▶ **PROBLEM**
Images do not belong in the copy. Retype all the entries below exactly.

Excerpt from a dataset:
[START]

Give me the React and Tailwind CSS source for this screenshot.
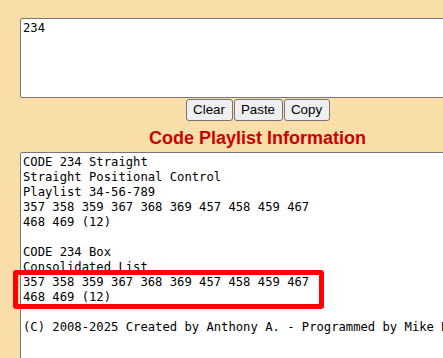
const mono = { fontFamily: '"DejaVu Sans Mono", "Liberation Mono", monospace' }

const lines = [
    "CODE 234 Straight",
    "Straight Positional Control",
    "Playlist 34-56-789",
    "357 358 359 367 368 369 457 458 459 467",
    "468 469 (12)",
    "",
    "CODE 234 Box",
    "Consolidated List",
    "357 358 359 367 368 369 457 458 459 467",
    "468 469 (12)",
    "",
    "(C) 2008-2025 Created by Anthony A. - Programmed by Mike H",
]

function App() {
    return (
        <div className="relative w-[443px] h-[358px] overflow-hidden bg-[#f9dea9]">
            <div className="w-[475px] ml-[20px] pt-[18px]">
                {/* Input */}
                <div
                    className="h-[80px] bg-white border border-[#767676] rounded-[2px] px-[2px] pt-[2px] text-[12.2px] leading-[15px] text-black"
                    style={mono}
                >
                    234
                </div>

                {/* Buttons */}
                <div className="mt-[1px] flex justify-center gap-[1px] font-['Liberation_Sans',Arial,sans-serif] text-[13.33px] text-black">
                    <button className="w-[47px] h-[22px] bg-[#efefef] border border-[#767676] rounded-[3px]">Clear</button>
                    <button className="w-[49px] h-[22px] bg-[#efefef] border border-[#767676] rounded-[3px]">Paste</button>
                    <button className="w-[46px] h-[22px] bg-[#efefef] border border-[#767676] rounded-[3px]">Copy</button>
                </div>

                <h2 className="mt-[7px] mb-[3px] text-center text-[18px] leading-[21px] font-bold text-[#cc0000] font-['Liberation_Sans',Arial,sans-serif]">
                    Code Playlist Information
                </h2>

                {/* Output */}
                <div
                    className="h-[260px] bg-white border border-[#767676] rounded-[2px] px-[2px] pt-[2px] text-[12.2px] leading-[15px] text-black whitespace-pre"
                    style={mono}
                >
                    {lines.map((l, i) => (
                        <div key={i} className="h-[15px]">{l}</div>
                    ))}
                </div>
            </div>

            {/* highlight */}
            <div className="absolute left-[13px] top-[270px] w-[311px] h-[39px] border-[5px] border-[#ff0000] rounded-[3px]"></div>
        </div>
    )
}

export default App
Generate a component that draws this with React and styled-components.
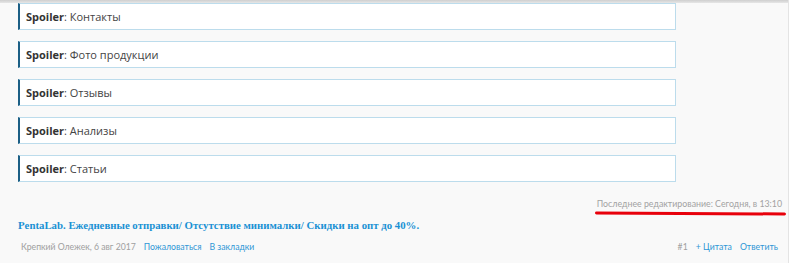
import React from "react";
import styled, { createGlobalStyle } from "styled-components";

const Global = createGlobalStyle`
  html, body {
    margin: 0;
    padding: 0;
    background: #ffffff;
  }
  body {
    font-family: "Open Sans", "DejaVu Sans", sans-serif;
  }
`;

const Post = styled.div`
  width: 789px;
  height: 263px;
  box-sizing: border-box;
  background: #f9f9f9;
  border-right: 1px solid #e4e4e4;
  display: flex;
  flex-direction: column;
`;

const TopShade = styled.div`
  height: 3px;
  flex: none;
  background: linear-gradient(#cfcfcf, #e6e6e6);
`;

const SpoilerList = styled.div`
  display: flex;
  flex-direction: column;
  gap: 11px;
  padding-left: 18px;
`;

const Spoiler = styled.div`
  width: 658px;
  height: 27px;
  box-sizing: border-box;
  background: #ffffff;
  border: 1px solid #bcdcec;
  border-left: 2px solid #1c5f85;
  display: flex;
  align-items: center;
  padding-left: 6px;
  font-size: 11px;
  color: #444;
  b {
    font-weight: 700;
    color: #333;
  }
`;

const EditNote = styled.div`
  margin-top: 15px;
  display: flex;
  flex-direction: column;
  align-items: flex-end;
  padding-right: 6px;
  font-family: Lato, "Open Sans", sans-serif;
  font-size: 8.8px;
  color: #a2a2a2;
  line-height: 14px;
`;

const RedMark = styled.div`
  width: 191px;
  height: 3px;
  margin-right: -4px;
  margin-top: 1px;
  border-radius: 2px;
  background: #e8000b;
  transform: rotate(0.3deg);
`;

const Title = styled.div`
  margin-top: 1px;
  padding-left: 18px;
  font-family: "Liberation Serif", "DejaVu Serif", serif;
  font-weight: 700;
  font-size: 10.8px;
  color: #1a91d4;
  line-height: 18px;
`;

const Meta = styled.div`
  margin-top: 6px;
  display: flex;
  justify-content: space-between;
  padding: 0 10px 0 21px;
  font-family: Lato, "Open Sans", sans-serif;
  font-size: 8.7px;
  line-height: 14px;
`;

const MetaGroup = styled.div`
  display: flex;
  gap: 8px;
`;

const Muted = styled.span`
  color: #a0a0a0;
`;

const Link = styled.a`
  color: #2f97d6;
  text-decoration: none;
`;

const spoilers = ["Контакты", "Фото продукции", "Отзывы", "Анализы", "Статьи"];

export default function App() {
  return (
    <>
      <Global />
      <Post>
        <TopShade />
        <SpoilerList>
          {spoilers.map((s) => (
            <Spoiler key={s}>
              <b>Spoiler</b>: {s}
            </Spoiler>
          ))}
        </SpoilerList>
        <EditNote>
          <span>Последнее редактирование: Сегодня, в 13:10</span>
          <RedMark />
        </EditNote>
        <Title>
          PentaLab. Ежедневные отправки/ Отсутствие минималки/ Скидки на опт до 40%.
        </Title>
        <Meta>
          <MetaGroup>
            <Muted>Крепкий Олежек, 6 авг 2017</Muted>
            <Link href="#">Пожаловаться</Link>
            <Link href="#">В закладки</Link>
          </MetaGroup>
          <MetaGroup>
            <Muted>#1</Muted>
            <Link href="#">+ Цитата</Link>
            <Link href="#">Ответить</Link>
          </MetaGroup>
        </Meta>
      </Post>
    </>
  );
}
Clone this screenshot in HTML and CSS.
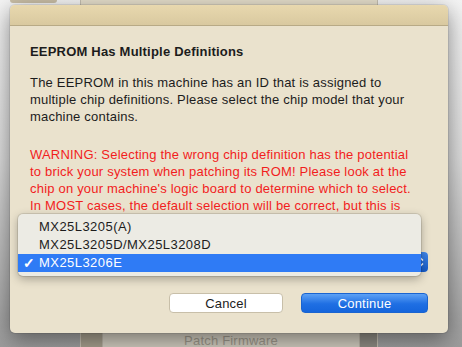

[END]

▶ **SOLUTION FOR THIS TASK**
Give me the React and Tailwind CSS source for this screenshot.
const mono = { fontFamily: '"DejaVu Sans Mono", "Liberation Mono", monospace' }

const lines = [
    "CODE 234 Straight",
    "Straight Positional Control",
    "Playlist 34-56-789",
    "357 358 359 367 368 369 457 458 459 467",
    "468 469 (12)",
    "",
    "CODE 234 Box",
    "Consolidated List",
    "357 358 359 367 368 369 457 458 459 467",
    "468 469 (12)",
    "",
    "(C) 2008-2025 Created by Anthony A. - Programmed by Mike H",
]

function App() {
    return (
        <div className="relative w-[443px] h-[358px] overflow-hidden bg-[#f9dea9]">
            <div className="w-[475px] ml-[20px] pt-[18px]">
                {/* Input */}
                <div
                    className="h-[80px] bg-white border border-[#767676] rounded-[2px] px-[2px] pt-[2px] text-[12.2px] leading-[15px] text-black"
                    style={mono}
                >
                    234
                </div>

                {/* Buttons */}
                <div className="mt-[1px] flex justify-center gap-[1px] font-['Liberation_Sans',Arial,sans-serif] text-[13.33px] text-black">
                    <button className="w-[47px] h-[22px] bg-[#efefef] border border-[#767676] rounded-[3px]">Clear</button>
                    <button className="w-[49px] h-[22px] bg-[#efefef] border border-[#767676] rounded-[3px]">Paste</button>
                    <button className="w-[46px] h-[22px] bg-[#efefef] border border-[#767676] rounded-[3px]">Copy</button>
                </div>

                <h2 className="mt-[7px] mb-[3px] text-center text-[18px] leading-[21px] font-bold text-[#cc0000] font-['Liberation_Sans',Arial,sans-serif]">
                    Code Playlist Information
                </h2>

                {/* Output */}
                <div
                    className="h-[260px] bg-white border border-[#767676] rounded-[2px] px-[2px] pt-[2px] text-[12.2px] leading-[15px] text-black whitespace-pre"
                    style={mono}
                >
                    {lines.map((l, i) => (
                        <div key={i} className="h-[15px]">{l}</div>
                    ))}
                </div>
            </div>

            {/* highlight */}
            <div className="absolute left-[13px] top-[270px] w-[311px] h-[39px] border-[5px] border-[#ff0000] rounded-[3px]"></div>
        </div>
    )
}

export default App
Generate a component that draws this with React and styled-components.
import React from "react";
import styled, { createGlobalStyle } from "styled-components";

const Global = createGlobalStyle`
  html, body {
    margin: 0;
    padding: 0;
    background: #ffffff;
  }
  body {
    font-family: "Open Sans", "DejaVu Sans", sans-serif;
  }
`;

const Post = styled.div`
  width: 789px;
  height: 263px;
  box-sizing: border-box;
  background: #f9f9f9;
  border-right: 1px solid #e4e4e4;
  display: flex;
  flex-direction: column;
`;

const TopShade = styled.div`
  height: 3px;
  flex: none;
  background: linear-gradient(#cfcfcf, #e6e6e6);
`;

const SpoilerList = styled.div`
  display: flex;
  flex-direction: column;
  gap: 11px;
  padding-left: 18px;
`;

const Spoiler = styled.div`
  width: 658px;
  height: 27px;
  box-sizing: border-box;
  background: #ffffff;
  border: 1px solid #bcdcec;
  border-left: 2px solid #1c5f85;
  display: flex;
  align-items: center;
  padding-left: 6px;
  font-size: 11px;
  color: #444;
  b {
    font-weight: 700;
    color: #333;
  }
`;

const EditNote = styled.div`
  margin-top: 15px;
  display: flex;
  flex-direction: column;
  align-items: flex-end;
  padding-right: 6px;
  font-family: Lato, "Open Sans", sans-serif;
  font-size: 8.8px;
  color: #a2a2a2;
  line-height: 14px;
`;

const RedMark = styled.div`
  width: 191px;
  height: 3px;
  margin-right: -4px;
  margin-top: 1px;
  border-radius: 2px;
  background: #e8000b;
  transform: rotate(0.3deg);
`;

const Title = styled.div`
  margin-top: 1px;
  padding-left: 18px;
  font-family: "Liberation Serif", "DejaVu Serif", serif;
  font-weight: 700;
  font-size: 10.8px;
  color: #1a91d4;
  line-height: 18px;
`;

const Meta = styled.div`
  margin-top: 6px;
  display: flex;
  justify-content: space-between;
  padding: 0 10px 0 21px;
  font-family: Lato, "Open Sans", sans-serif;
  font-size: 8.7px;
  line-height: 14px;
`;

const MetaGroup = styled.div`
  display: flex;
  gap: 8px;
`;

const Muted = styled.span`
  color: #a0a0a0;
`;

const Link = styled.a`
  color: #2f97d6;
  text-decoration: none;
`;

const spoilers = ["Контакты", "Фото продукции", "Отзывы", "Анализы", "Статьи"];

export default function App() {
  return (
    <>
      <Global />
      <Post>
        <TopShade />
        <SpoilerList>
          {spoilers.map((s) => (
            <Spoiler key={s}>
              <b>Spoiler</b>: {s}
            </Spoiler>
          ))}
        </SpoilerList>
        <EditNote>
          <span>Последнее редактирование: Сегодня, в 13:10</span>
          <RedMark />
        </EditNote>
        <Title>
          PentaLab. Ежедневные отправки/ Отсутствие минималки/ Скидки на опт до 40%.
        </Title>
        <Meta>
          <MetaGroup>
            <Muted>Крепкий Олежек, 6 авг 2017</Muted>
            <Link href="#">Пожаловаться</Link>
            <Link href="#">В закладки</Link>
          </MetaGroup>
          <MetaGroup>
            <Muted>#1</Muted>
            <Link href="#">+ Цитата</Link>
            <Link href="#">Ответить</Link>
          </MetaGroup>
        </Meta>
      </Post>
    </>
  );
}
Clone this screenshot in HTML and CSS.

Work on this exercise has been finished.